In this image Irving Penn has used a minimum depth of field to blur out the background. He has focused on the glass bottle and so it is in sharp focus. However, the background is blurred – we can see a woman about to smoke a cigarette but it is fuzzy and atmospheric. Penn has guided the viewer’s eyes towards the glass and the sharp focus of the glass is contrasted against the blurred figure in the background. The glass is working as a lens – just like the lens used to create the image.
Still from Alfred Hitchcock's - 'Champagne' 1928 - shot through the bottom of a wine glass.
This is a strange still from an early silent Alfred Hitchcock film. It is taken from his 1928 film 'Champagne' were he experimented with a camera lens placed inside a giant champagne glass. The glass fills with liquid and is tipped as if we, the viewer, are drinking from it and seeing through it. We can just make out a crowd and couple dancing.
Still from Hitchcock's 'The Ring' 1927 - a moving reflection in a stream
During the filming of Hitchcock's early silent film The Ring (1927) he experimented with trick photography. In the above still we see a reflection of a couple in a stream. When the water ripples the image itself ripples and the figure go in and out of abstraction.
Stills from Hitchcock's 'The Ring' 1927 - seen from the viewpoint of a drunk man
In these two scenes we see what a drunk sees and the world appears distorted. This could emulate the effect of drink but also be a metaphor for viewing the world through the bottom of a glass. Dancers distort until they are unrecognizable. Hitchcock uses blurring and mirrors to distort the image and create a sense of disorientation. The keys of a piano appear elongated as if seen through a fairground mirror. This visual experimentation is a key aspect of Hitchcock's Cinematic style.
Andre Kertesz - Paris, Door Distortion, July 29, 1984
Andre Kertesz ‘Distortion 144, Paris’ 1933
Andre Kertesz ‘Distortion 147, Paris' 1933
These strange distorted images are by André Kertesz. ‘Distortions’ (1933) is a series of photographs of women reflected in distorting carnival mirrors that transform them into dreamlike creatures.

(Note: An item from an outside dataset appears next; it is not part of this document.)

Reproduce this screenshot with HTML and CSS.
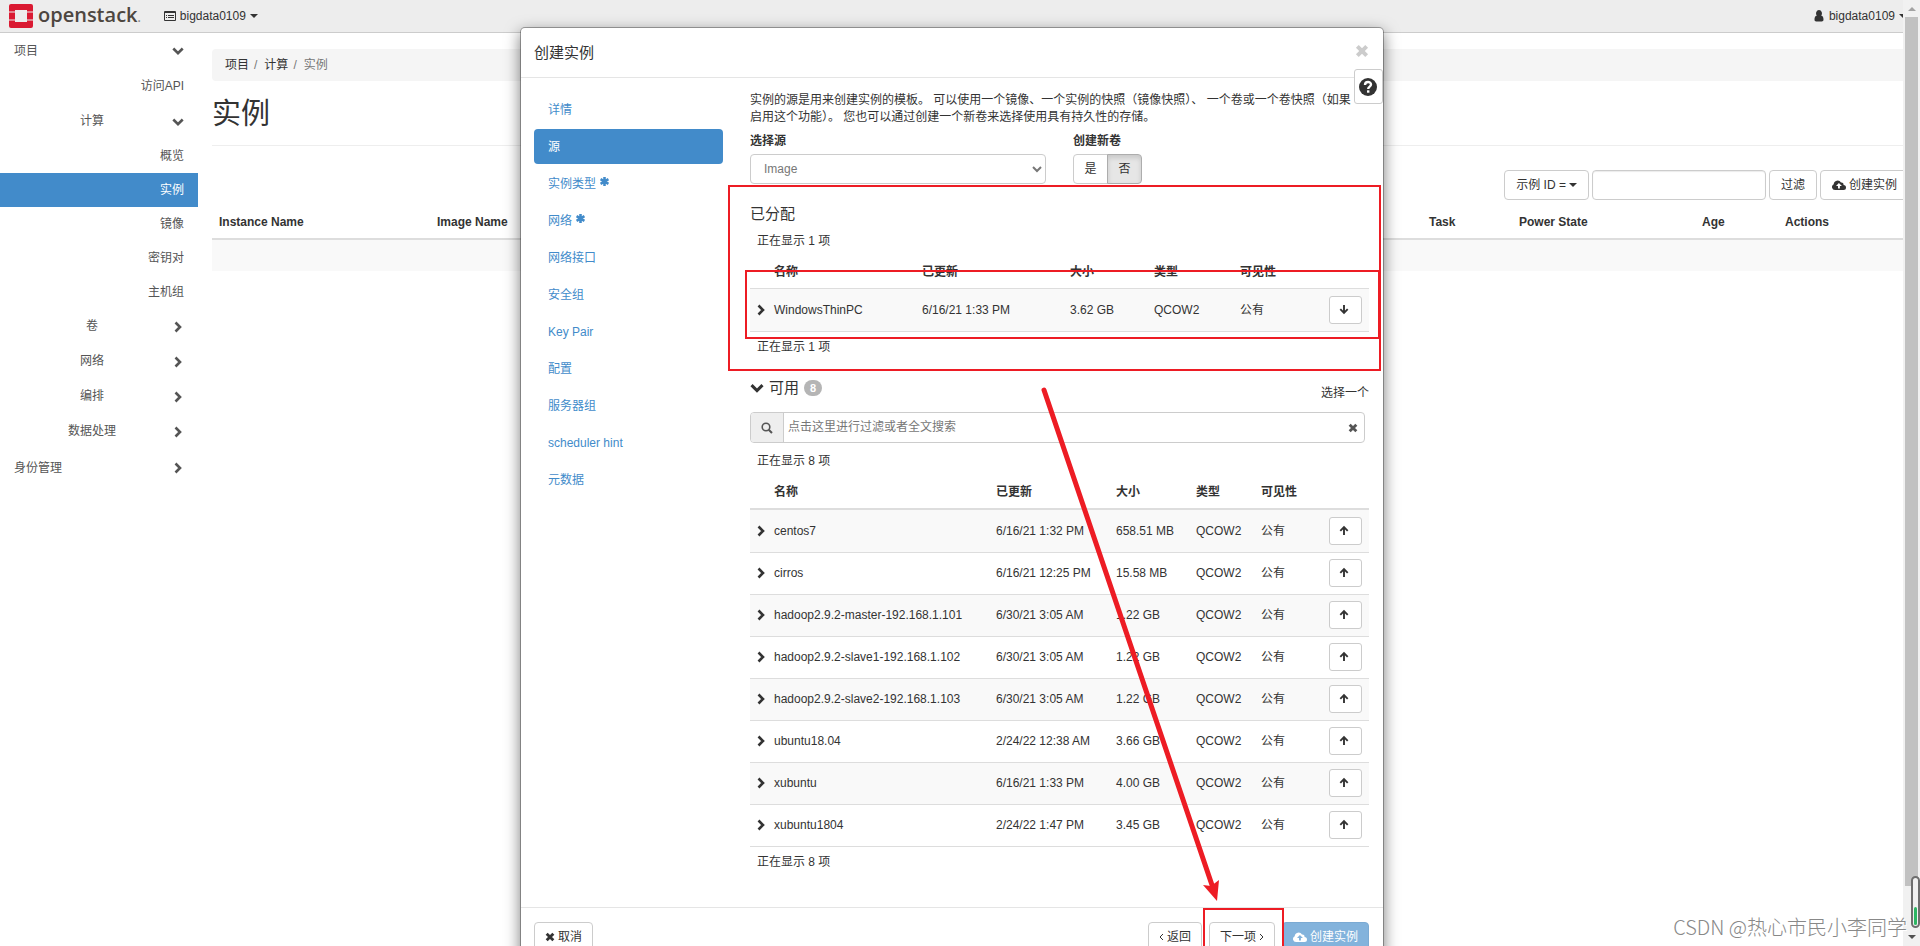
FILE: index.html
```html
<!DOCTYPE html>
<html lang="zh-CN">
<head>
<meta charset="utf-8">
<title>实例 - OpenStack Dashboard</title>
<link rel="stylesheet" href="styles.css">
</head>
<body>
<svg class="defs" aria-hidden="true">
  <symbol id="right" viewBox="0 0 12 12"><path d="M3.5 1.5 8 6l-4.500 4.500" fill="none" stroke="currentColor" stroke-width="2.600"/></symbol>
  <symbol id="down" viewBox="0 0 12 12"><path d="M1.300 3.500 6 8.200l4.700-4.700" fill="none" stroke="currentColor" stroke-width="2.600"/></symbol>
  <symbol id="times" viewBox="0 0 12 12"><path d="M2 2l8 8M10 2l-8 8" fill="none" stroke="currentColor" stroke-width="3.400"/></symbol>
  <symbol id="up-arrow" viewBox="0 0 12 12"><path d="M6 10V2.500M2.300 5.800 6 2.100l3.700 3.700" fill="none" stroke="currentColor" stroke-width="1.900"/></symbol>
  <symbol id="down-arrow" viewBox="0 0 12 12"><path d="M6 1v7.500M2.300 5.200 6 8.900l3.700-3.700" fill="none" stroke="currentColor" stroke-width="1.900"/></symbol>
  <symbol id="asterisk" viewBox="0 0 12 12"><path d="M6 1v10M1.700 3.500l8.600 5M10.300 3.500l-8.600 5" fill="none" stroke="currentColor" stroke-width="2.800"/></symbol>
  <symbol id="caret" viewBox="0 0 8 4"><path d="M0 0h8L4 4z" fill="currentColor"/></symbol>
  <symbol id="cloud" viewBox="0 0 14 10"><path fill="currentColor" fill-rule="evenodd" d="M3 10a3 3 0 0 1-1.300-5.700A3.900 3.900 0 0 1 9 2.600a2 2 0 0 1 2.500 2.400A2.500 2.500 0 0 1 11.500 10zM6.900 3 4 6h2v2.500h1.900V6h2z"/></symbol>
</svg>

<header class="navbar">
  <a class="brand" href="#" aria-label="openstack">
    <svg class="brand-mark" viewBox="0 0 24 24"><path fill="#da1a32" d="M2 0h20a2 2 0 0 1 2 2v5.500h-6V6H6v1.500H0V2a2 2 0 0 1 2-2zM0 8.500h6v7H0zM18 8.500h6v7h-6zM0 16.500h6V18h12v-1.500h6V22a2 2 0 0 1-2 2H2a2 2 0 0 1-2-2z"/></svg>
    <span class="brand-name">openstack<small>.</small></span>
  </a>
  <button class="nav-menu" type="button">
    <svg class="icon" viewBox="0 0 12 12"><path fill="none" stroke="currentColor" d="M.5 1.500h11v9H.5zM.5 2.500h11M2 5.500h1M4 5.500h6M2 7.500h1M4 7.500h6"/></svg>
    bigdata0109 <svg class="caret"><use href="#caret"/></svg>
  </button>
  <button class="nav-menu user" type="button">
    <svg class="icon" viewBox="0 0 12 12"><path fill="currentColor" d="M6 0a2.900 3.300 0 0 1 2.100 5.600C10 6 10.500 8 10.500 9.800c0 1-.8 1.700-1.700 1.700H3.200c-1 0-1.700-.7-1.700-1.700C1.500 8 2 6 3.900 5.600A2.900 3.300 0 0 1 6 0z"/></svg>
    bigdata0109 <svg class="caret"><use href="#caret"/></svg>
  </button>
</header>

<div class="page">
  <nav class="sidebar">
    <a class="top" href="#">项目<svg class="icon"><use href="#down"/></svg></a>
    <a class="group leaf" href="#">访问API</a>
    <a class="group" href="#"><span>计算</span><svg class="icon"><use href="#down"/></svg></a>
    <a class="leaf" href="#">概览</a>
    <a class="leaf active" href="#">实例</a>
    <a class="leaf" href="#">镜像</a>
    <a class="leaf" href="#">密钥对</a>
    <a class="leaf" href="#">主机组</a>
    <a class="group" href="#"><span>卷</span><svg class="icon"><use href="#right"/></svg></a>
    <a class="group" href="#"><span>网络</span><svg class="icon"><use href="#right"/></svg></a>
    <a class="group" href="#"><span>编排</span><svg class="icon"><use href="#right"/></svg></a>
    <a class="group" href="#"><span>数据处理</span><svg class="icon"><use href="#right"/></svg></a>
    <a class="top" href="#">身份管理<svg class="icon"><use href="#right"/></svg></a>
  </nav>
  <main class="main">
    <ol class="breadcrumb"><li><a href="#">项目</a></li><li><a href="#">计算</a></li><li>实例</li></ol>
    <h1>实例</h1>
    <div class="toolbar">
      <button class="btn" type="button">示例 ID = <svg class="caret"><use href="#caret"/></svg></button>
      <input class="filter" type="text" aria-label="过滤条件">
      <button class="btn" type="button">过滤</button>
      <button class="btn" type="button"><svg class="cloud"><use href="#cloud"/></svg> 创建实例</button>
    </div>
    <table class="instances">
      <colgroup><col class="c-name"><col><col class="c-task"><col class="c-power"><col class="c-age"><col class="c-actions"></colgroup>
      <thead><tr><th>Instance Name</th><th>Image Name</th><th>Task</th><th>Power State</th><th>Age</th><th>Actions</th></tr></thead>
      <tbody><tr><td colspan="6"></td></tr></tbody>
    </table>
  </main>
</div>

<div class="overlay">
  <section class="modal" role="dialog" aria-labelledby="modal-title">
    <header class="modal-header">
      <h2 id="modal-title">创建实例</h2>
      <button class="close" type="button" aria-label="关闭"><svg><use href="#times"/></svg></button>
    </header>
    <button class="help" type="button" aria-label="帮助">
      <svg viewBox="0 0 18 18"><circle cx="9" cy="9" r="9" fill="currentColor"/><path d="M6 7c0-4 6-3.800 6-.4C12 8.700 9.200 8.600 9.200 11" fill="none" stroke="#fff" stroke-width="2.400"/><path d="M8 12.300h2.400v2.400H8z" fill="#fff"/></svg>
    </button>
    <div class="modal-body">
      <nav class="steps">
        <a href="#">详情</a>
        <a class="active" href="#">源</a>
        <a href="#">实例类型 <svg><use href="#asterisk"/></svg></a>
        <a href="#">网络 <svg><use href="#asterisk"/></svg></a>
        <a href="#">网络接口</a>
        <a href="#">安全组</a>
        <a href="#">Key Pair</a>
        <a href="#">配置</a>
        <a href="#">服务器组</a>
        <a href="#">scheduler hint</a>
        <a href="#">元数据</a>
      </nav>
      <div class="source">
        <p class="intro">实例的源是用来创建实例的模板。 可以使用一个镜像、一个实例的快照（镜像快照）、 一个卷或一个卷快照（如果启用这个功能）。 您也可以通过创建一个新卷来选择使用具有持久性的存储。</p>
        <div class="fields">
          <div class="field wide">
            <label for="boot-source">选择源</label>
            <select id="boot-source"><option>Image</option></select>
          </div>
          <div class="field" role="group" aria-labelledby="new-volume">
            <span class="label" id="new-volume">创建新卷</span>
            <div class="toggle"><button type="button">是</button><button class="on" type="button" aria-pressed="true">否</button></div>
          </div>
        </div>

        <h3 class="allocated-title">已分配</h3>
        <p class="count">正在显示 1 项</p>
        <table class="images allocated">
          <colgroup><col class="a0"><col class="a1"><col class="a2"><col class="a3"><col class="a4"><col><col class="act"></colgroup>
          <thead><tr><th></th><th>名称</th><th>已更新</th><th>大小</th><th>类型</th><th>可见性</th><th></th></tr></thead>
          <tbody>
            <tr><td><svg class="icon"><use href="#right"/></svg></td><td>WindowsThinPC</td><td>6/16/21 1:33 PM</td><td>3.62 GB</td><td>QCOW2</td><td>公有</td><td><button class="move" type="button" aria-label="移除"><svg class="icon"><use href="#down-arrow"/></svg></button></td></tr>
          </tbody>
        </table>
        <p class="count below">正在显示 1 项</p>

        <div class="available-head">
          <h3><svg><use href="#down"/></svg>可用 <span class="badge">8</span></h3>
          <span>选择一个</span>
        </div>
        <div class="search">
          <span class="addon"><svg class="icon" viewBox="0 0 12 12"><circle cx="5" cy="5" r="3.800" fill="none" stroke="currentColor" stroke-width="1.600"/><path d="M7.700 7.700 11 11" stroke="currentColor" stroke-width="2"/></svg></span>
          <input type="text" aria-label="搜索" placeholder="点击这里进行过滤或者全文搜索">
          <button type="button" aria-label="清除"><svg><use href="#times"/></svg></button>
        </div>
        <p class="count">正在显示 8 项</p>
        <table class="images">
          <colgroup><col class="b0"><col class="b1"><col class="b2"><col class="b3"><col class="b4"><col><col class="act"></colgroup>
          <thead><tr><th></th><th>名称</th><th>已更新</th><th>大小</th><th>类型</th><th>可见性</th><th></th></tr></thead>
          <tbody>
            <tr><td><svg class="icon"><use href="#right"/></svg></td><td>centos7</td><td>6/16/21 1:32 PM</td><td>658.51 MB</td><td>QCOW2</td><td>公有</td><td><button class="move" type="button" aria-label="分配"><svg class="icon"><use href="#up-arrow"/></svg></button></td></tr>
            <tr><td><svg class="icon"><use href="#right"/></svg></td><td>cirros</td><td>6/16/21 12:25 PM</td><td>15.58 MB</td><td>QCOW2</td><td>公有</td><td><button class="move" type="button" aria-label="分配"><svg class="icon"><use href="#up-arrow"/></svg></button></td></tr>
            <tr><td><svg class="icon"><use href="#right"/></svg></td><td>hadoop2.9.2-master-192.168.1.101</td><td>6/30/21 3:05 AM</td><td>1.22 GB</td><td>QCOW2</td><td>公有</td><td><button class="move" type="button" aria-label="分配"><svg class="icon"><use href="#up-arrow"/></svg></button></td></tr>
            <tr><td><svg class="icon"><use href="#right"/></svg></td><td>hadoop2.9.2-slave1-192.168.1.102</td><td>6/30/21 3:05 AM</td><td>1.22 GB</td><td>QCOW2</td><td>公有</td><td><button class="move" type="button" aria-label="分配"><svg class="icon"><use href="#up-arrow"/></svg></button></td></tr>
            <tr><td><svg class="icon"><use href="#right"/></svg></td><td>hadoop2.9.2-slave2-192.168.1.103</td><td>6/30/21 3:05 AM</td><td>1.22 GB</td><td>QCOW2</td><td>公有</td><td><button class="move" type="button" aria-label="分配"><svg class="icon"><use href="#up-arrow"/></svg></button></td></tr>
            <tr><td><svg class="icon"><use href="#right"/></svg></td><td>ubuntu18.04</td><td>2/24/22 12:38 AM</td><td>3.66 GB</td><td>QCOW2</td><td>公有</td><td><button class="move" type="button" aria-label="分配"><svg class="icon"><use href="#up-arrow"/></svg></button></td></tr>
            <tr><td><svg class="icon"><use href="#right"/></svg></td><td>xubuntu</td><td>6/16/21 1:33 PM</td><td>4.00 GB</td><td>QCOW2</td><td>公有</td><td><button class="move" type="button" aria-label="分配"><svg class="icon"><use href="#up-arrow"/></svg></button></td></tr>
            <tr><td><svg class="icon"><use href="#right"/></svg></td><td>xubuntu1804</td><td>2/24/22 1:47 PM</td><td>3.45 GB</td><td>QCOW2</td><td>公有</td><td><button class="move" type="button" aria-label="分配"><svg class="icon"><use href="#up-arrow"/></svg></button></td></tr>
          </tbody>
        </table>
        <p class="count below">正在显示 8 项</p>
      </div>
    </div>
    <footer class="modal-footer">
      <button class="btn cancel" type="button"><svg class="small"><use href="#times"/></svg> 取消</button>
      <button class="btn" type="button"><svg class="angle" viewBox="0 0 5 8"><path d="M4 1 1 4l3 3" fill="none" stroke="currentColor"/></svg> 返回</button>
      <button class="btn next" type="button">下一项 <svg class="angle" viewBox="0 0 5 8"><path d="M1 1l3 3-3 3" fill="none" stroke="currentColor"/></svg></button>
      <button class="btn primary" type="button" disabled><svg class="cloud"><use href="#cloud"/></svg> 创建实例</button>
    </footer>
    <svg class="marks" viewBox="0 0 862 960" aria-hidden="true">
      <g fill="none" stroke="#ed1c24" stroke-width="2">
        <path d="M208 158h651v184H208z"/>
        <path d="M225 243h633v67H225z"/>
        <path d="M683 881h79v69h-79z"/>
        <path d="M523 362 692 860" stroke-width="5" stroke-linecap="round"/>
      </g>
      <path fill="#ed1c24" d="M696 873 682 857l8 1 8-6z"/>
    </svg>
  </section>
</div>

<div class="scrollbar" aria-hidden="true">
  <svg viewBox="0 0 8 4"><path d="M0 4h8L4 0z" fill="#a3a3a3"/></svg>
  <div class="thumb"></div>
  <svg viewBox="0 0 8 4"><path d="M0 0h8L4 4z" fill="#505050"/></svg>
</div>
<div class="meter" aria-hidden="true"><div></div></div>
<div class="watermark">CSDN @热心市民小李同学</div>
</body>
</html>
```
FILE: styles.css
```css
* { box-sizing: border-box; }
html, body { height: 100%; }
body {
  margin: 0;
  overflow: hidden;
  display: flex;
  flex-direction: column;
  background: #fff;
  color: #333;
  font: 12px/17px "Liberation Sans", "Noto Sans CJK SC", sans-serif;
}
button, input, select { font: inherit; color: inherit; }
button { cursor: pointer; }
a { color: inherit; text-decoration: none; }
h1, h2, h3, p, ol { margin: 0; padding: 0; font-weight: normal; }
.defs { position: absolute; width: 0; height: 0; }
.icon { width: 12px; height: 12px; flex: none; }
.caret { width: 8px; height: 4px; }
.cloud { width: 14px; height: 10px; }

.navbar {
  display: flex;
  align-items: center;
  gap: 23px;
  height: 33px;
  flex: none;
  padding: 0 13px 0 9px;
  background: #ededed;
  border-bottom: 1px solid #ccc;
}
.brand { display: flex; align-items: center; gap: 5px; }
.brand-mark { width: 24px; height: 24px; }
.brand-name { font: 600 20px/24px "Open Sans", sans-serif; color: #4d4640; }
.brand-name small { font-size: 12px; color: #888; }
.nav-menu {
  display: flex;
  align-items: center;
  gap: 4px;
  padding: 0;
  border: 0;
  background: none;
}
.user { margin-left: auto; }

.page { display: flex; flex: 1; min-height: 0; }
.sidebar { width: 198px; flex: none; color: #555; }
.sidebar a {
  display: flex;
  align-items: center;
  justify-content: space-between;
  height: 34px;
  padding: 0 14px;
}
.sidebar .top { height: 36px; }
.sidebar .group { height: 35px; }
.sidebar .group + .top { margin-top: 1px; }
.sidebar .group span { width: 156px; text-align: center; margin-right: -12px; }
.sidebar .leaf { justify-content: flex-end; }
.sidebar .active { background: #428bca; color: #fff; }

.main { flex: 1; min-width: 0; overflow: hidden; padding: 16px 11px 0 14px; }
.breadcrumb {
  display: flex;
  list-style: none;
  padding: 8px 13px 7px;
  background: #f5f5f5;
  border-radius: 4px;
  color: #777;
}
.breadcrumb a { color: #333; }
.breadcrumb li + li::before { content: "/"; padding: 0 7px 0 5px; }
.main h1 {
  font-size: 29px;
  line-height: 32px;
  padding: 17px 0 15px;
  border-bottom: 1px solid #eee;
}
.toolbar { display: flex; justify-content: flex-end; gap: 3px; padding-top: 24px; }
.btn {
  display: flex;
  align-items: center;
  gap: 3px;
  height: 30px;
  padding: 0 11px;
  border: 1px solid #ccc;
  border-radius: 4px;
  background: #fff;
  white-space: nowrap;
}
.filter {
  width: 174px;
  height: 30px;
  border: 1px solid #ccc;
  border-radius: 4px;
  box-shadow: inset 0 1px 1px rgba(0, 0, 0, .08);
}
table { width: 100%; border-collapse: separate; border-spacing: 0; table-layout: fixed; }
th, td { padding: 7px; text-align: left; white-space: nowrap; }
.instances { margin-top: 7px; }
.instances th { border-bottom: 2px solid #ddd; }
.instances td { height: 31px; background: #f9f9f9; }
.c-name { width: 218px; }
.c-task { width: 90px; }
.c-power { width: 183px; }
.c-age { width: 83px; }
.c-actions { width: 131px; }

.overlay { position: absolute; inset: 0 16px 0 0; overflow: hidden; }
.modal {
  position: relative;
  width: 864px;
  margin: 27px auto 0;
  background: #fff;
  background-clip: padding-box;
  border: 1px solid rgba(0, 0, 0, .3);
  border-radius: 5px;
  box-shadow: 0 5px 15px rgba(0, 0, 0, .5);
}
.modal-header {
  display: flex;
  justify-content: space-between;
  padding: 16px 14px 15px 13px;
  border-bottom: 1px solid #e5e5e5;
}
.modal-header h2, .source h3 { font-size: 15px; line-height: 18px; }
.close { height: 14px; padding: 0; border: 0; background: none; color: #ccc; }
.close svg { display: block; width: 14px; height: 14px; }
.help {
  position: absolute;
  top: 41px;
  right: 0;
  width: 29px;
  height: 35px;
  padding: 0 1px 0 0;
  border: 1px solid #ccc;
  border-radius: 3px;
  background: #fff;
}
.help svg { display: block; width: 18px; height: 18px; margin: auto; }
.modal-body { display: flex; gap: 27px; padding: 0 14px 29px 13px; }
.steps {
  display: flex;
  flex-direction: column;
  gap: 2px;
  width: 189px;
  flex: none;
  padding-top: 14px;
  color: #428bca;
}
.steps a {
  display: flex;
  align-items: flex-start;
  gap: 3px;
  height: 35px;
  padding: 10px 14px 8px;
  border-radius: 4px;
}
.steps .active { background: #428bca; color: #fff; }
.steps svg { width: 11px; height: 11px; }
.source { flex: 1; min-width: 0; padding-top: 14px; }
.intro { padding-right: 12px; }
.fields { display: flex; gap: 27px; padding-top: 7px; }
.field { display: flex; flex-direction: column; gap: 4px; }
.field label, .label { font-weight: bold; }
.wide { width: 296px; }
.field select {
  height: 30px;
  padding: 0 9px;
  border: 1px solid #ccc;
  border-radius: 4px;
  background: #fff;
  color: #777;
}
.toggle { display: flex; }
.toggle button {
  width: 35px;
  height: 30px;
  padding: 0;
  border: 1px solid #ccc;
  border-radius: 4px 0 0 4px;
  background: #fff;
}
.toggle .on {
  margin-left: -1px;
  border-color: #adadad;
  border-radius: 0 4px 4px 0;
  background: #e6e6e6;
  box-shadow: inset 0 3px 5px rgba(0, 0, 0, .13);
}
.source .allocated-title { margin-top: 21px; }
.count { padding: 10px 7px 7px; }
.count.below { padding: 7px; }
.images th { border-bottom: 2px solid #ddd; }
.images td { padding: 6px 7px 7px; border-top: 1px solid #ddd; }
.images tbody tr:first-child td { border-top: 0; padding-top: 7px; }
.images tbody tr:nth-child(odd) td { background: #f9f9f9; }
.images tbody tr:last-child td { border-bottom: 1px solid #ddd; }
.images.allocated th { border-bottom-width: 1px; }
.images th:nth-child(-n+2), .images td:nth-child(-n+2) { padding-right: 0; }
.images td:first-child { padding-left: 5px; }
.images td .icon { display: block; }
.move {
  display: flex;
  align-items: center;
  justify-content: center;
  width: 33px;
  height: 28px;
  padding: 0 3px 0 0;
  border: 1px solid #ccc;
  border-radius: 3px;
  background: #fff;
}
.a0, .b0 { width: 17px; }
.a1, .a2 { width: 148px; }
.a3 { width: 84px; }
.a4 { width: 86px; }
.b1 { width: 222px; }
.b2 { width: 120px; }
.b3 { width: 80px; }
.b4 { width: 65px; }
.act { width: 47px; }
.available-head { display: flex; align-items: center; justify-content: space-between; margin-top: 11px; }
.available-head h3 { display: flex; align-items: center; gap: 5px; }
.available-head h3 svg { width: 14px; height: 14px; }
.available-head > span { padding-top: 11px; }
.badge {
  padding: 0 6px;
  border-radius: 9px;
  background: #b5b5b5;
  color: #fff;
  font-size: 11px;
  line-height: 16px;
  font-weight: bold;
}
.search {
  display: flex;
  height: 31px;
  margin: 10px 4px 0 0;
  border: 1px solid #ccc;
  border-radius: 4px;
  color: #555;
}
.addon {
  display: flex;
  align-items: center;
  justify-content: center;
  width: 33px;
  background: #eee;
  border-right: 1px solid #ccc;
  border-radius: 3px 0 0 3px;
}
.search input { flex: 1; min-width: 0; padding: 0 4px; border: 0; background: none; }
.search input::placeholder { color: #777; }
.search button { padding: 0 6px; border: 0; background: none; }
.search button svg, .small { display: block; width: 10px; height: 10px; }
.modal-footer {
  display: flex;
  gap: 7px;
  padding: 14px 14px 14px 13px;
  border-top: 1px solid #e5e5e5;
}
.modal-footer .btn { padding: 0 10px; }
.cancel { margin-right: auto; }
.angle { width: 5px; height: 8px; }
.primary { border-color: #357ebd; background: #428bca; color: #fff; opacity: .65; }
.marks {
  position: absolute;
  left: 0;
  top: 0;
  width: 862px;
  height: 960px;
  pointer-events: none;
}

.scrollbar {
  position: absolute;
  inset: 0 0 0 auto;
  width: 17px;
  display: flex;
  flex-direction: column;
  align-items: center;
  gap: 6px;
  padding: 7px 0;
  background: #f1f1f1;
}
.scrollbar svg { width: 8px; height: 4px; flex: none; }
.thumb { width: 13px; flex: 1; margin-bottom: 43px; background: #c1c1c1; }
.meter {
  position: absolute;
  right: 0;
  bottom: 18px;
  width: 9px;
  height: 52px;
  padding: 29px 1px 0;
  border: 2px solid #6e6e6e;
  border-radius: 5px;
  background: #f1f1f1;
}
.meter div { height: 18px; border-radius: 2px; background: #2db563; }
.watermark {
  position: absolute;
  right: 13px;
  bottom: 5px;
  font: 300 20px/28px "Noto Sans CJK SC", sans-serif;
  color: #888;
  text-shadow: 1px 1px 0 #fff;
}
```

Salvador Dali 'Soft Construction With Boiled Beans (Premonition of Civil War)',1936, oil on canvas.
The deformed melting figures of Dali's painting mirrors the distortions that appear in Kertesz's photographs. This painting is one of only a handful in which Dalí turned his attention to the tragedy that beset his homeland on July 17, 1936, when General Francisco Franco led a military coup d'état against the democratically elected Popular Front government. The artist's savage vision of his country as a decomposing figure tearing itself apart preceded the outbreak of the Spanish Civil War and thus prophetically foretold the atrocities committed during this bloody conflict. Other artists who have focused on the Spanish Civil War are Picasso (Guernica), Guillermo del Toro (Pan's Labyrinth) and, during the earlier civil war, Goya (Disasters of War). Dada Photomontage distorted the human form immediately after the first world war. As well as having surreal qualities these images, like the Dada Photomontages could be a reaction to the human horrors of the first world war and the rise of 1930's fascism.
Henry Moore. Working Model for Reclining Figure, 1957. Bronze.
Henry Moore emerged in the 1920s as a radical, experimental and avant-garde figure and was rapidly established as the leading British sculptor of his generation. His principal and enduring subject was the human body, through which he believed ‘one can express more completely one’s feelings about the world than in any other way’. Moore also reflected in his work his reaction to two world wars. The smooth quality of these images are similar to the effect of melting ice and how is distorts as it transforms back into liquid.
Claes Oldenburg 'Giant Soft Drum Set 1'
Sculptures are traditionally cut from rock or wood. They can be moulded from clay. Oldenburg's everyday objects seem to melt into the gallery floor - evaporating into nothing.